→ **Stated exercise**: Exactly how many lines have the word "this"? Answer with the bare number.

→ **Given records**:

* * * * * * *

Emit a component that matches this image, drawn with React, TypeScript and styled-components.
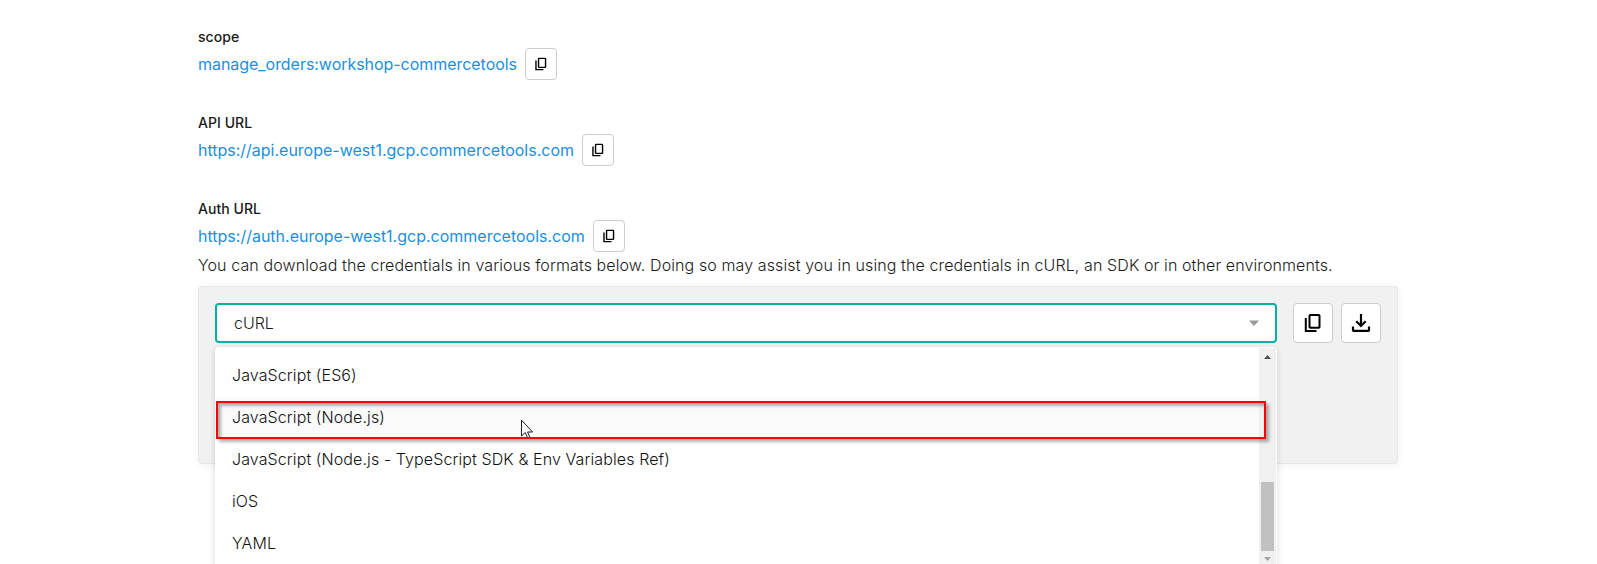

* * * * * * *

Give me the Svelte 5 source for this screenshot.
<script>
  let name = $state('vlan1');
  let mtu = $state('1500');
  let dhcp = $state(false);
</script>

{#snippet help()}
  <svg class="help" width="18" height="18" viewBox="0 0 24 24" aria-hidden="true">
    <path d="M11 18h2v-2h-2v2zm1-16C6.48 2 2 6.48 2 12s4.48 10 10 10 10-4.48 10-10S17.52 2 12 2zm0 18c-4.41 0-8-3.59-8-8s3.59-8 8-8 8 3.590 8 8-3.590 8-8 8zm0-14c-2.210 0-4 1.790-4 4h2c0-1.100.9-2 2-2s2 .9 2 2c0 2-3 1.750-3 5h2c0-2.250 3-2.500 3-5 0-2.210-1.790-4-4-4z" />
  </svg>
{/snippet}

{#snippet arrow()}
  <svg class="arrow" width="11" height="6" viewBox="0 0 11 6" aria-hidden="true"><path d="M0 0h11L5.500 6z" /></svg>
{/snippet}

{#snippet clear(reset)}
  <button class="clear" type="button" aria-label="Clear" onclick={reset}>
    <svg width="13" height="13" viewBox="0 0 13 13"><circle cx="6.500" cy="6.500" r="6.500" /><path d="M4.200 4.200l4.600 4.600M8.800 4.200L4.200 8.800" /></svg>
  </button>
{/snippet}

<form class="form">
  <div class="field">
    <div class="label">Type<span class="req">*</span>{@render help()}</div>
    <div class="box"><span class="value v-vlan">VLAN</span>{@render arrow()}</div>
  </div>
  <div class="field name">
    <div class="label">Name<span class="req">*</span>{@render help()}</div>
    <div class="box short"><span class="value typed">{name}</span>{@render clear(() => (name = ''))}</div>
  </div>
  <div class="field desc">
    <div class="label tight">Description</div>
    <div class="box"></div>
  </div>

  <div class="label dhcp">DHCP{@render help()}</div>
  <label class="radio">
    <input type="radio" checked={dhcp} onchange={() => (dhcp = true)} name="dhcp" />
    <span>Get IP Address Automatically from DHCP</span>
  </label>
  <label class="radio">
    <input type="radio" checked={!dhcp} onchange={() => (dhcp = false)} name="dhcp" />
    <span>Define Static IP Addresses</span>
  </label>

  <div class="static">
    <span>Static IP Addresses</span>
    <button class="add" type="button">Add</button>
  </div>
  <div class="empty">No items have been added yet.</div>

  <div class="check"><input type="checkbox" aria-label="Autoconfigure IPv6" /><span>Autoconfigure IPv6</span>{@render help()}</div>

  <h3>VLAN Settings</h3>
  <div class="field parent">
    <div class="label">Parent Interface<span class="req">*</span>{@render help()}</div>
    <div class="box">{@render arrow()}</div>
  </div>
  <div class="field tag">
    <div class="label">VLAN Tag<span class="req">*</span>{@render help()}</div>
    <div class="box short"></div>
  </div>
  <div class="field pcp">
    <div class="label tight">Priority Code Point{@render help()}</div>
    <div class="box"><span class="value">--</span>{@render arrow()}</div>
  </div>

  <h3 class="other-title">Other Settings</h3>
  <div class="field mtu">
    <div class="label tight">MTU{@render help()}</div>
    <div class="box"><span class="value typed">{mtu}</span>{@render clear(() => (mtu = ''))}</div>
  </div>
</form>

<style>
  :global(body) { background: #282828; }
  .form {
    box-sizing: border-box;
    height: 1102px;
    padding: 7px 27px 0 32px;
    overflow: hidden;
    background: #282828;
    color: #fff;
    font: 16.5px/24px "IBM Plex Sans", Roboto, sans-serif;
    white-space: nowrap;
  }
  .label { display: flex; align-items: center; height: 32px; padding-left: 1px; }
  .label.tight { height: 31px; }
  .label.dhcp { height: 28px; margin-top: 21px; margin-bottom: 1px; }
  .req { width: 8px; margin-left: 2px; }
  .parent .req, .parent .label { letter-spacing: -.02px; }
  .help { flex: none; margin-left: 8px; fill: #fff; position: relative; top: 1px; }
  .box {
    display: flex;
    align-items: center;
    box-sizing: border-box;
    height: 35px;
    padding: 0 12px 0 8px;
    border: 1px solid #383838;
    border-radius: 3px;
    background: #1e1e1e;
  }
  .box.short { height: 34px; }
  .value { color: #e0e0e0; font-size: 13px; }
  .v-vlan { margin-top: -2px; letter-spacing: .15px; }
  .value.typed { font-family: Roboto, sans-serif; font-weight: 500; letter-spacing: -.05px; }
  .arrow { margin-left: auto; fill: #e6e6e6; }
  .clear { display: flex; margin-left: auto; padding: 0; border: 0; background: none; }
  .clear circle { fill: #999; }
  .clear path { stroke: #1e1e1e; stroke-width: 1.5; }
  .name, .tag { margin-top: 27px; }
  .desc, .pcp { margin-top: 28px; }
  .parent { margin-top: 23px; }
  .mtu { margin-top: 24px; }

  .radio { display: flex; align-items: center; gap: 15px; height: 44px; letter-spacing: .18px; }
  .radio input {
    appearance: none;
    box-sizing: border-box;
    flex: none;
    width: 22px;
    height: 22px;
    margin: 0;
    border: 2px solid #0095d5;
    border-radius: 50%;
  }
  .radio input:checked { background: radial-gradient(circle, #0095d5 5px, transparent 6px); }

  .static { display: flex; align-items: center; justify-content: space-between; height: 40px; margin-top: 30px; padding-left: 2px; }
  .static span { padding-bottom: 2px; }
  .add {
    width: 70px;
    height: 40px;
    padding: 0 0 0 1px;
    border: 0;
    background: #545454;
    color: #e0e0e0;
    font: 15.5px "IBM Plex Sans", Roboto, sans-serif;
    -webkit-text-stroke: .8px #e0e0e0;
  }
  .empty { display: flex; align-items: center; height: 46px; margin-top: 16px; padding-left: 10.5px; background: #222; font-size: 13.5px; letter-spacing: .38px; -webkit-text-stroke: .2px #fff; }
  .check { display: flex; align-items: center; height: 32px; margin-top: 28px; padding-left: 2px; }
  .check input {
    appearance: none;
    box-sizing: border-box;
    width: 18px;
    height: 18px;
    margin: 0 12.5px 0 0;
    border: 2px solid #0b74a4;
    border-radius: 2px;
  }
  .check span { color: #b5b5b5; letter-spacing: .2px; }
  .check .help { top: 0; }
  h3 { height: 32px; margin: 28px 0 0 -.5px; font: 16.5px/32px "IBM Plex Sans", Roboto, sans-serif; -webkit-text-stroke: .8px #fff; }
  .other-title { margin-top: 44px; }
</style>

* * * * * * *

→ **Written answer**: 2